The rehiring programme ended on June 30, while the 3+1 programme – which required workers to pay an RM300 fine and an additional RM100 for a pass enabling them to return home – ended on Aug 30.
On July 1, the Immigration Department launched yet another major operation, Ops Mega 3.0, to crack down on undocumented migrant workers.
Shamsudin was concerned that legal migrant workers would be caught during the raids, as many do not bring their work permits to work.
“Many of those who are legal do not bring their permits to work because it is not necessary for them to do so.
“But if they are caught, they will still be considered illegal, as they can’t produce legitimate working passes. How are they going to prove that they are legal workers?” he was quoted as saying.
Immigration Department director-general Mustafar Ali told The Star last month that Ops Mega 3.0 has thus far seen 5,444 undocumented migrants and 135 employers arrested.

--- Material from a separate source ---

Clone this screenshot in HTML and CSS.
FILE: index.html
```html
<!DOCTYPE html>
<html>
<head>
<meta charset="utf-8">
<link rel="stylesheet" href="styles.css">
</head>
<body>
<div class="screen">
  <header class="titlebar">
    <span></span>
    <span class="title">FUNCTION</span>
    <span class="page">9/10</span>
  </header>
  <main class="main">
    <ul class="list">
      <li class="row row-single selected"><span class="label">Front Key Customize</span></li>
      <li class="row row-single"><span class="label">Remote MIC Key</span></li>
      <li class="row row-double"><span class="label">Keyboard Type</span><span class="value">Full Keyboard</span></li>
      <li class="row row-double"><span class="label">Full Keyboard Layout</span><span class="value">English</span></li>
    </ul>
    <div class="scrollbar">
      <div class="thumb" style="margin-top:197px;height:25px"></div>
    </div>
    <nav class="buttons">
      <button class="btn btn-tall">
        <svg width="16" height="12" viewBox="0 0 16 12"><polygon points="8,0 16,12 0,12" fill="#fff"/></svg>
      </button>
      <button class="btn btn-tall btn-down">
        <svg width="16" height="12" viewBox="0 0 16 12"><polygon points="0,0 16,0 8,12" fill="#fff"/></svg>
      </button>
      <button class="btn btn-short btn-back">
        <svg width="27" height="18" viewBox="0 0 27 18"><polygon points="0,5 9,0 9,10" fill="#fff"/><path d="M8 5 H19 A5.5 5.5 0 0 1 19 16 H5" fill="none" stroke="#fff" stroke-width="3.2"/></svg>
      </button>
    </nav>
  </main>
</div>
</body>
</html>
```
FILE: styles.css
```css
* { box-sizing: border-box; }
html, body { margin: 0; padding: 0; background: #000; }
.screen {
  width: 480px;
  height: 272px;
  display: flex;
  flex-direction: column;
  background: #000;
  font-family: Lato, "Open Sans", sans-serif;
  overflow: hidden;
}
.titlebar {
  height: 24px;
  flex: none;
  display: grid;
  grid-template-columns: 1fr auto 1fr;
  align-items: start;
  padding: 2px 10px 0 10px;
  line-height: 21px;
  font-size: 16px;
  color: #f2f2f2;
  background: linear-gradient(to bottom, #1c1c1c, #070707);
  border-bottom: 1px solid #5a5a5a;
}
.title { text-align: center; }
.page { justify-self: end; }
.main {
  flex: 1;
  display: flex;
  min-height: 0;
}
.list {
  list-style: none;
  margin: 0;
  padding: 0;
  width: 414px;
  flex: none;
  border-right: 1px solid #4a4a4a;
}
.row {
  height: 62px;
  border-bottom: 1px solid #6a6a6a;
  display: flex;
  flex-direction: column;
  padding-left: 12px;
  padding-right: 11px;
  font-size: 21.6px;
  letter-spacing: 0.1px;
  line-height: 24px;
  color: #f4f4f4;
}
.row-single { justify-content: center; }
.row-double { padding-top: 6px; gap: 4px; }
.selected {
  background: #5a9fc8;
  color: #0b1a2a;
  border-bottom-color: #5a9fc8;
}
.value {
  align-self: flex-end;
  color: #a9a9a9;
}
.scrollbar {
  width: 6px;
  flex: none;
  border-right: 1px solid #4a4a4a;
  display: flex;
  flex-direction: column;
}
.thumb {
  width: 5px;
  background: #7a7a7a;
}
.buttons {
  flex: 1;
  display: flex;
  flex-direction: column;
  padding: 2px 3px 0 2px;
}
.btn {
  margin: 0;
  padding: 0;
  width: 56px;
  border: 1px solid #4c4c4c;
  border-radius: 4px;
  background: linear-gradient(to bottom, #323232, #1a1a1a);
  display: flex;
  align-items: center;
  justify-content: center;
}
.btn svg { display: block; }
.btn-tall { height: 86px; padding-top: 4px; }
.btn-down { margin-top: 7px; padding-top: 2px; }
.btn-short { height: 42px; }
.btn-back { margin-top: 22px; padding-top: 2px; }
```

In total, Mustafar said yesterday, more than 30,000 undocumented migrants have been detained since January.
Kepong lawmaker Lim Lip Eng previously urged the department to target human traffickers instead, who he said were the root cause of the high number of undocumented workers in the country.
Klang MP Charles Santiago, meanwhile, criticised the inhumane manner in which Immigration Department raids were being carried out, after a foreign employer had complained about her Filipino domestic worker being mistreated and arrested despite having valid documents.
Santiago also urged for the standard operating procedures of raids to be made public.